Sunday, January 28, 2007

Et dixit Koestler

From The Invisible Writing by Arthur Koestler. Becoming a comrade:

I learnt that the rules of common decency, of loyalty and fair play were not absolute rules, but the ephemeral projections of bourgeois society. Antiquity had one code of honour; the feudal era another; capitalist society still another, which the ruling class was trying to sell us as eternal laws. But absolute rules of ethics did not exist. Each class, as it became dominant in history, had reshaped these so-called laws according to its interests. The Revolution could not be achieved according to the laws of cricket. It supreme law was that the ends justified the means; its supreme guide the method of dialectical materialism.
Official meeting of a communist cell
The cell met once a week, but the more active members were in daily contact with one another.
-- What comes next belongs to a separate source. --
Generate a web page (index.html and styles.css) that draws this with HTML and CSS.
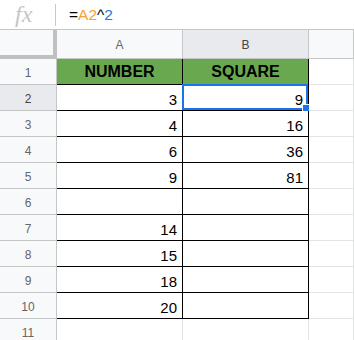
FILE: index.html
```html
<!DOCTYPE html>
<html lang="en">
<head>
  <meta charset="UTF-8">
  <meta name="viewport" content="width=device-width, initial-scale=1.0">
  <title>Sheet - SQUARE</title>
  <link rel="stylesheet" href="styles.css">
</head>
<body>

  <div class="formula-bar">
    <span class="fx">fx</span>
    <span class="fx-divider"></span>
    <span class="formula">=<span class="ref">A2</span>^<span class="num">2</span></span>
  </div>

  <div class="sheet">
    <!-- header row -->
    <div class="corner"></div>
    <div class="ch">A</div>
    <div class="ch active">B</div>
    <div class="ch"></div>

    <div class="rh">1</div>
    <div class="cell box head">NUMBER</div>
    <div class="cell box head">SQUARE</div>
    <div class="cell"></div>

    <div class="rh active">2</div>
    <div class="cell box">3</div>
    <div class="cell box selected">9<span class="sel"><span class="handle"></span></span></div>
    <div class="cell"></div>

    <div class="rh">3</div>
    <div class="cell box">4</div>
    <div class="cell box">16</div>
    <div class="cell"></div>

    <div class="rh">4</div>
    <div class="cell box">6</div>
    <div class="cell box">36</div>
    <div class="cell"></div>

    <div class="rh">5</div>
    <div class="cell box">9</div>
    <div class="cell box">81</div>
    <div class="cell"></div>

    <div class="rh">6</div>
    <div class="cell box"></div>
    <div class="cell box"></div>
    <div class="cell"></div>

    <div class="rh">7</div>
    <div class="cell box">14</div>
    <div class="cell box"></div>
    <div class="cell"></div>

    <div class="rh">8</div>
    <div class="cell box">15</div>
    <div class="cell box"></div>
    <div class="cell"></div>

    <div class="rh">9</div>
    <div class="cell box">18</div>
    <div class="cell box"></div>
    <div class="cell"></div>

    <div class="rh">10</div>
    <div class="cell box">20</div>
    <div class="cell box"></div>
    <div class="cell"></div>

    <div class="rh">11</div>
    <div class="cell"></div>
    <div class="cell"></div>
    <div class="cell"></div>
  </div>

</body>
</html>
```

FILE: styles.css
```css
body {
  margin: 0;
  width: 354px;
  height: 340px;
  overflow: hidden;
  background: #fff;
  font-family: "Liberation Sans", Arial, sans-serif;
}

/* formula bar */
.formula-bar {
  display: flex;
  align-items: center;
  height: 29px;
  border-bottom: 1px solid #c4c7c5;
}
.fx {
  width: 55px;
  box-sizing: border-box;
  padding-left: 15px;
  font-family: "Liberation Serif", serif;
  font-style: italic;
  font-size: 24px;
  color: #c6c6c6;
  line-height: 29px;
}
.fx-divider {
  width: 1px;
  height: 22px;
  background: #c9c9c9;
}
.formula {
  padding-left: 13px;
  font-size: 15.5px;
  color: #000;
}
.ref { color: #f5a030; }
.num { color: #2a75e0; }

/* grid */
.sheet {
  display: grid;
  grid-template-columns: 57px 126px 126px 1fr;
  grid-template-rows: 29px repeat(11, 26px);
}

.corner {
  background: #f8f9fa;
  border-right: 4px solid #c0c0c0;
  border-bottom: 4px solid #c0c0c0;
}

.ch {
  display: flex;
  align-items: center;
  justify-content: center;
  background: #f8f9fa;
  border-right: 1px solid #c4c7c5;
  border-bottom: 1px solid #c4c7c5;
  font-size: 12px;
  color: #666;
  padding-top: 1px;
}

.rh {
  display: flex;
  align-items: center;
  justify-content: center;
  background: #f8f9fa;
  border-right: 1px solid #c4c7c5;
  border-bottom: 1px solid #c4c7c5;
  font-size: 12px;
  color: #666;
  padding-top: 2px;
}

.ch.active, .rh.active {
  background: #e8eaed;
  color: #444;
}

.cell {
  position: relative;
  display: flex;
  align-items: flex-end;
  justify-content: flex-end;
  padding: 0 5px 1px 0;
  border-right: 1px solid #e2e3e3;
  border-bottom: 1px solid #e2e3e3;
  font-size: 15px;
  line-height: 18px;
  color: #000;
}

.cell.box {
  border-right-color: #000;
  border-bottom-color: #000;
}

.cell.head {
  align-items: center;
  justify-content: center;
  padding: 1px 0 0;
  background: #6aa84f;
  font-size: 16px;
  font-weight: bold;
}

/* selection on B2 */
.sel {
  position: absolute;
  top: -1px;
  left: -1px;
  right: 0;
  bottom: 0;
  border: 2px solid #1a73e8;
}
.handle {
  position: absolute;
  right: -4px;
  bottom: -4px;
  width: 6px;
  height: 6px;
  background: #1a73e8;
  border: 1px solid #fff;
}
```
The official meeting always started with a political lecture by an instructor from district Headquarters (or by the cell leader after he had been briefed at H.Q.), in which the line was laid down concerning the various questions of the day. This was followed by discussion, but a discussion of a peculiar kind. It is basic rule of Communist discipline that, once the party has decided to adopt a certain line regarding a given problem, all criticism of that decision becomes deviationist sabotage. In theory, discussion is possible before a decision has been reached; in practice, decisions are always imposed from above, without previous consultation with the rank and file. One of the slogans of the German party said: 'The front-line is no place for discussions.' Another said: 'Wherever a Communist happens to be, he is always in the front-line.' So our dicussions always showed a complete unanimity of opinion.